>> start Dataset content

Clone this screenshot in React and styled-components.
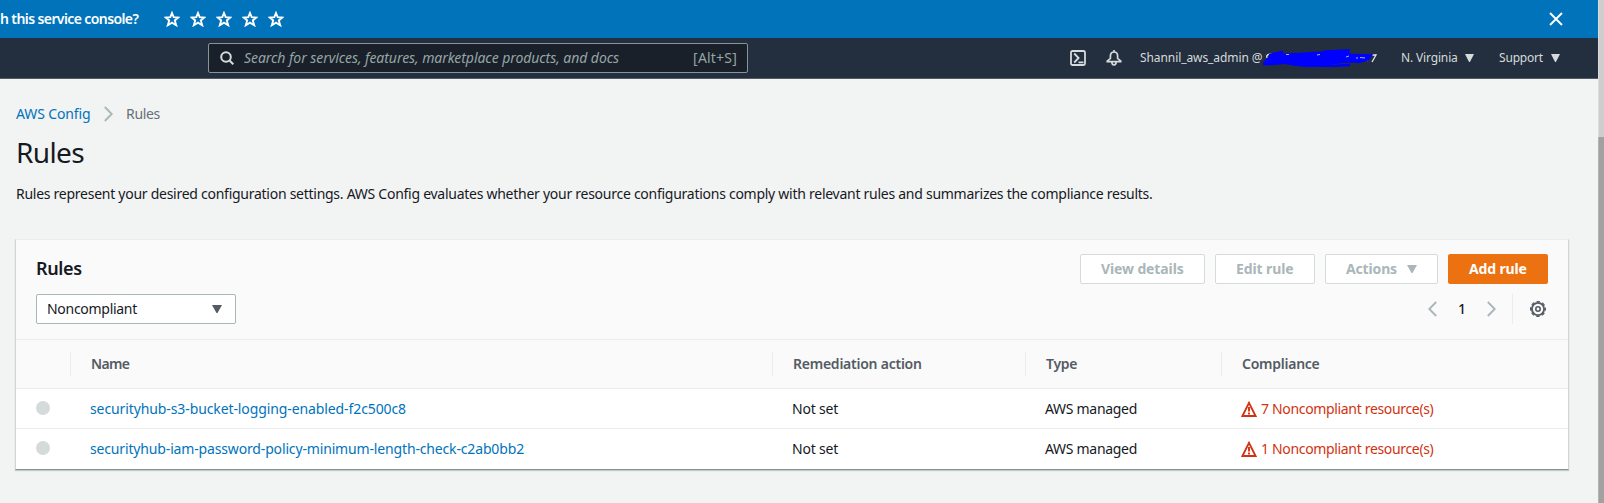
import React from "react";
import styled, { createGlobalStyle } from "styled-components";

const GlobalStyle = createGlobalStyle`
  *, *::before, *::after { box-sizing: border-box; }
  body {
    margin: 0;
    background: #f2f3f3;
    color: #16191f;
    font-family: "Noto Sans", "Open Sans", sans-serif;
    font-size: 14px;
    line-height: 22px;
    overflow: hidden;
  }
  svg { display: block; flex: none; }
`;

const Screen = styled.div`
  display: grid;
  grid-template-columns: 1598px 6px;
  width: 1604px;
  height: 503px;
`;

const Page = styled.div`
  min-width: 0;
  overflow: hidden;
`;

const Scrollbar = styled.div`
  background: #cdcdcd;
  border-left: 1px solid #dcdcdc;
  padding-top: 137px;
`;

const ScrollThumb = styled.div`
  height: 366px;
  margin-left: -1px;
  background: #a1a1a1;
  border-left: 1px solid #b4b4b4;
`;

const Label = styled.span`
  white-space: nowrap;
  letter-spacing: ${(p) => p.$track || 0}px;
`;

const FeedbackBar = styled.header`
  display: flex;
  align-items: center;
  height: 38px;
  padding-right: 35px;
  background: #0073bb;
  color: #fff;
`;

const FeedbackText = styled(Label)`
  width: 139px;
  font-weight: 600;
  padding-bottom: 1px;
`;

const Stars = styled.div`
  display: flex;
  flex: 1;
  gap: 10px;
  margin-left: 25px;
`;

const NavBar = styled.nav`
  display: flex;
  align-items: center;
  height: 41px;
  padding: 0 37px 0 208px;
  background: #232f3e;
  border-bottom: 1px solid #545b64;
  color: #d5dbdb;
  font-size: 12px;
`;

const SearchBox = styled.div`
  display: flex;
  align-items: center;
  width: 540px;
  height: 30px;
  padding: 0 10px 0 11px;
  background: #1a2029;
  border: 1px solid #879596;
  border-radius: 2px;
  color: #95a5a6;
  font-size: 14px;
`;

const Placeholder = styled(Label)`
  flex: 1;
  margin-left: 10px;
  font-style: italic;
`;

const NavTools = styled.div`
  display: flex;
  align-items: center;
  gap: 20px;
  margin-left: 322px;
`;

const Account = styled.div`
  display: flex;
  align-items: center;
  width: 236px;
  margin-left: 18px;
`;

const NavMenu = styled.div`
  display: flex;
  align-items: center;
  justify-content: space-between;
  width: ${(p) => p.$width}px;
  margin-left: 25px;
`;

const Content = styled.main`
  padding: 24px 29px 0 16px;
`;

const Breadcrumbs = styled.div`
  display: flex;
  align-items: center;
  color: #687078;
`;

const Crumb = styled(Label)`
  width: ${(p) => p.$width}px;
  color: ${(p) => (p.$link ? "#0073bb" : "#687078")};
`;

const CurrentCrumb = styled(Label)`
  margin-left: 13px;
`;

const Title = styled.h1`
  margin: 9px 0 0;
  font-size: 28px;
  font-weight: 400;
  line-height: 36px;
  letter-spacing: -0.63px;
`;

const Description = styled.p`
  margin: 13px 0 34px;
  white-space: nowrap;
  letter-spacing: -0.265px;
`;

const Card = styled.section`
  width: 1554px;
  margin-left: -1px;
  background: #fff;
  border: 1px solid #d0d5d5;
  border-top-color: #eaeded;
  border-bottom-color: #879596;
  box-shadow: 0 1px 1px rgba(0, 28, 36, 0.2);
`;

const CardHeader = styled.div`
  height: 99px;
  padding: 14px 20px 0;
  background: #fafafa;
`;

const HeaderRow = styled.div`
  display: flex;
  align-items: center;
  justify-content: space-between;
  height: 30px;
  margin-bottom: 10px;
`;

const CardTitle = styled.h2`
  margin: 0;
  padding-bottom: 2px;
  font-size: 18px;
  font-weight: 600;
  letter-spacing: -0.35px;
`;

const Actions = styled.div`
  display: flex;
  gap: 10px;
`;

const Button = styled.button`
  display: flex;
  align-items: center;
  justify-content: space-between;
  width: ${(p) => p.$width}px;
  height: 30px;
  padding: 0 ${(p) => (p.$primary ? 21 : 20)}px;
  border: ${(p) => (p.$primary ? "0" : "1px solid #d5dbdb")};
  border-radius: 2px;
  background: ${(p) => (p.$primary ? "#ec7211" : "#fff")};
  color: ${(p) => (p.$primary ? "#fff" : "#aab7b8")};
  font: 700 14px/22px "Noto Sans", "Open Sans", sans-serif;
`;

const Select = styled.div`
  display: flex;
  align-items: center;
  justify-content: space-between;
  width: 200px;
  height: 30px;
  padding: 0 13px 0 10px;
  background: #fff;
  border: 1px solid #aab7b8;
  border-radius: 2px;
`;

const Pagination = styled.div`
  display: flex;
  align-items: center;
  height: 30px;
`;

const PageNumber = styled.span`
  width: 50px;
  text-align: center;
  font-weight: 500;
`;

const Preferences = styled.div`
  display: flex;
  align-items: center;
  height: 30px;
  margin-left: 16px;
  padding-left: 17px;
  padding-right: 2px;
  border-left: 1px solid #eaeded;
`;

const columns = "54px 702px 253px 196px 1fr";

const TableHead = styled.div`
  display: grid;
  grid-template-columns: ${columns};
  align-items: center;
  height: 50px;
  background: #fafafa;
  border-top: 1px solid #eaeded;
  border-bottom: 1px solid #eaeded;
  color: #545b64;
  font-weight: 600;
`;

const HeadCell = styled.div`
  height: 24px;
  padding-left: 20px;
  line-height: 24px;
  border-left: ${(p) => (p.$first ? "0" : "1px solid #eaeded")};
`;

const TableRow = styled.div`
  display: grid;
  grid-template-columns: ${columns};
  height: 40px;
  border-bottom: ${(p) => (p.$last ? "0" : "1px solid #eaeded")};
`;

const Cell = styled.div`
  display: flex;
  align-items: center;
  padding: 0 0 0 20px;
  color: ${(p) => p.$color || "#16191f"};
`;

const Radio = styled.span`
  width: 14px;
  height: 14px;
  margin-bottom: 2px;
  border-radius: 50%;
  background: #d5dbdb;
`;

const Status = styled(Label)`
  margin-left: 4px;
`;

const Star = () => (
  <svg width="16" height="16" viewBox="0 0 16 16" fill="none" stroke="#fff" strokeWidth="1.9" strokeLinejoin="miter">
    <path d="M8 2l1.7 4.2 4.6.3-3.5 2.9 1.4 4.8L8 11.600l-4.200 2.600 1.400-4.800L1.700 6.500l4.600-.3z" />
  </svg>
);

const Close = () => (
  <svg width="14" height="14" viewBox="0 0 14 14" stroke="#fff" strokeWidth="1.9">
    <path d="M1 1l12 12M13 1L1 13" />
  </svg>
);

const SearchIcon = () => (
  <svg width="14" height="14" viewBox="0 0 14 14" fill="none" stroke="#d5dbdb" strokeWidth="2">
    <circle cx="6" cy="6" r="4.8" />
    <path d="M9.3 9.3l4 4" />
  </svg>
);

const ShellIcon = () => (
  <svg width="16" height="16" viewBox="0 0 16 16" fill="none" stroke="#d5dbdb" strokeWidth="1.8">
    <rect x="1" y="1" width="14" height="14" rx="1.5" />
    <path d="M4.2 3.5L8.6 8l-4.400 4.500M8.500 12.400h5" />
  </svg>
);

const BellIcon = () => (
  <svg width="16" height="16" viewBox="0 0 16 16" fill="none" stroke="#d5dbdb" strokeWidth="1.7" strokeLinejoin="round">
    <path d="M8 0v2M4.400 6c0-2.600 1.600-4 3.600-4s3.600 1.400 3.600 4v2.400l3.200 2.800v.5H1.200v-.5l3.200-2.800zM5.800 12.200c.2 1.900 1 2.800 2.200 2.800s2-.9 2.200-2.800" />
  </svg>
);

const Caret = ({ color = "#d5dbdb", w = 9, h = 8 }) => (
  <svg width={w} height={h} viewBox="0 0 10 8" preserveAspectRatio="none" fill={color}>
    <path d="M0 0h10L5.500 8h-1z" />
  </svg>
);

const Chevron = ({ left = false, w = 9 }) => (
  <svg width={w} height="16" viewBox="0 0 9 16" fill="none" stroke="#aab7b8" strokeWidth="1.9">
    <path d={left ? "M8.200 1L1.300 8l6.900 7" : "M.8 1l6.900 7L.8 15"} />
  </svg>
);

const Gear = () => (
  <svg width="16" height="16" viewBox="0 0 16 16" fill="none" stroke="#545b64">
    <circle cx="8" cy="8" r="6.1" strokeWidth="1.9" />
    <circle cx="8" cy="8" r="7.4" strokeWidth="1.2" strokeDasharray="3.5 2.312" strokeDashoffset="1.75" />
    <circle cx="8" cy="8" r="2.2" strokeWidth="1.6" />
  </svg>
);

const Warning = () => (
  <svg width="16" height="16" viewBox="0 0 16 16" fill="none" stroke="#d13212">
    <path d="M8 1.900L14.600 15H1.400z" strokeWidth="1.9" />
    <path d="M8 6v4.500M8 11.500v2" strokeWidth="1.9" />
  </svg>
);

const Redaction = () => (
  <svg width="114" height="18" viewBox="0 0 114 18" fill="none">
    <path d="M9 5.500c-4-1-6 1-5 3s5 .5 5 3M104 12l3-4.500M109 6h4l-4 7" stroke="#e4e8e8" strokeWidth="1.3" />
    <path
      d="M5 8l7-3.500L18 3l2 1.500L32 4l28-1.800 16-.7 9 1.500 4 2 13 .5 5 1.500-1 3.500-9 3-16 .5-20 2.500-28 .5-12-2-18 1.500-3-3z"
      fill="#0000ff"
    />
    <path
      d="M7 6l12-3M1 15l26-1.500M27 14l12 2.500 30 .5 17-1M62 2.500l24-1M90 6l18 .5-3 4-10 2.500"
      stroke="#0000ff"
      strokeWidth="2.4"
      strokeLinecap="round"
    />
    <path d="M23 5.500h3M54 6l3-.5M83 8l3-1M93 9h2M97 8.500l5 .5" stroke="#9fb4e8" strokeWidth="1" />
  </svg>
);

const RULES = [
  { name: "securityhub-s3-bucket-logging-enabled-f2c500c8", track: -0.103, status: "7 Noncompliant resource(s)" },
  { name: "securityhub-iam-password-policy-minimum-length-check-c2ab0bb2", track: -0.154, status: "1 Noncompliant resource(s)" },
];

export default function App() {
  return (
    <Screen>
      <GlobalStyle />
      <Page>
        <FeedbackBar>
          <FeedbackText $track={-0.6}>h this service console?</FeedbackText>
          <Stars>
            {[1, 2, 3, 4, 5].map((n) => (
              <Star key={n} />
            ))}
          </Stars>
          <Close />
        </FeedbackBar>
        <NavBar>
          <SearchBox>
            <SearchIcon />
            <Placeholder $track={-0.059}>Search for services, features, marketplace products, and docs</Placeholder>
            <Label $track={0.2}>[Alt+S]</Label>
          </SearchBox>
          <NavTools>
            <ShellIcon />
            <BellIcon />
          </NavTools>
          <Account>
            <Label $track={-0.08}>Shannil_aws_admin @</Label>
            <Redaction />
          </Account>
          <NavMenu $width={73}>
            <Label $track={-0.15}>N. Virginia</Label>
            <Caret />
          </NavMenu>
          <NavMenu $width={61}>
            <Label $track={-0.187}>Support</Label>
            <Caret />
          </NavMenu>
        </NavBar>
        <Content>
          <Breadcrumbs>
            <Crumb $link $width={88} $track={-0.124}>AWS Config</Crumb>
            <Chevron />
            <CurrentCrumb $track={-0.315}>Rules</CurrentCrumb>
          </Breadcrumbs>
          <Title>Rules</Title>
          <Description>
            Rules represent your desired configuration settings. AWS Config evaluates whether your resource
            configurations comply with relevant rules and summarizes the compliance results.
          </Description>
          <Card>
            <CardHeader>
              <HeaderRow>
                <CardTitle>Rules</CardTitle>
                <Actions>
                  <Button $width={125}><Label $track={-0.12}>View details</Label></Button>
                  <Button $width={100}><Label $track={-0.1}>Edit rule</Label></Button>
                  <Button $width={113}>
                    <Label $track={-0.15}>Actions</Label>
                    <Caret color="#aab7b8" w={10} />
                  </Button>
                  <Button $primary $width={100}><Label $track={-0.15}>Add rule</Label></Button>
                </Actions>
              </HeaderRow>
              <HeaderRow>
                <Select>
                  <Label $track={-0.286}>Noncompliant</Label>
                  <Caret color="#545b64" w={10} />
                </Select>
                <Pagination>
                  <Chevron left />
                  <PageNumber>1</PageNumber>
                  <Chevron />
                  <Preferences><Gear /></Preferences>
                </Pagination>
              </HeaderRow>
            </CardHeader>
            <TableHead>
              <HeadCell $first />
              <HeadCell><Label $track={-0.7}>Name</Label></HeadCell>
              <HeadCell><Label $track={-0.24}>Remediation action</Label></HeadCell>
              <HeadCell><Label $track={-0.3}>Type</Label></HeadCell>
              <HeadCell><Label $track={-0.25}>Compliance</Label></HeadCell>
            </TableHead>
            {RULES.map((rule, i) => (
              <TableRow key={rule.name} $last={i === RULES.length - 1}>
                <Cell><Radio /></Cell>
                <Cell $color="#0073bb"><Label $track={rule.track}>{rule.name}</Label></Cell>
                <Cell><Label $track={-0.209}>Not set</Label></Cell>
                <Cell><Label $track={-0.3}>AWS managed</Label></Cell>
                <Cell $color="#d13212">
                  <Warning />
                  <Status $track={-0.334}>{rule.status}</Status>
                </Cell>
              </TableRow>
            ))}
          </Card>
        </Content>
      </Page>
      <Scrollbar>
        <ScrollThumb />
      </Scrollbar>
    </Screen>
  );
}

>> end Dataset content

> What the task asks: Reply with nothing except the number of lines in the listing above that include "this".

> Worked solution: 2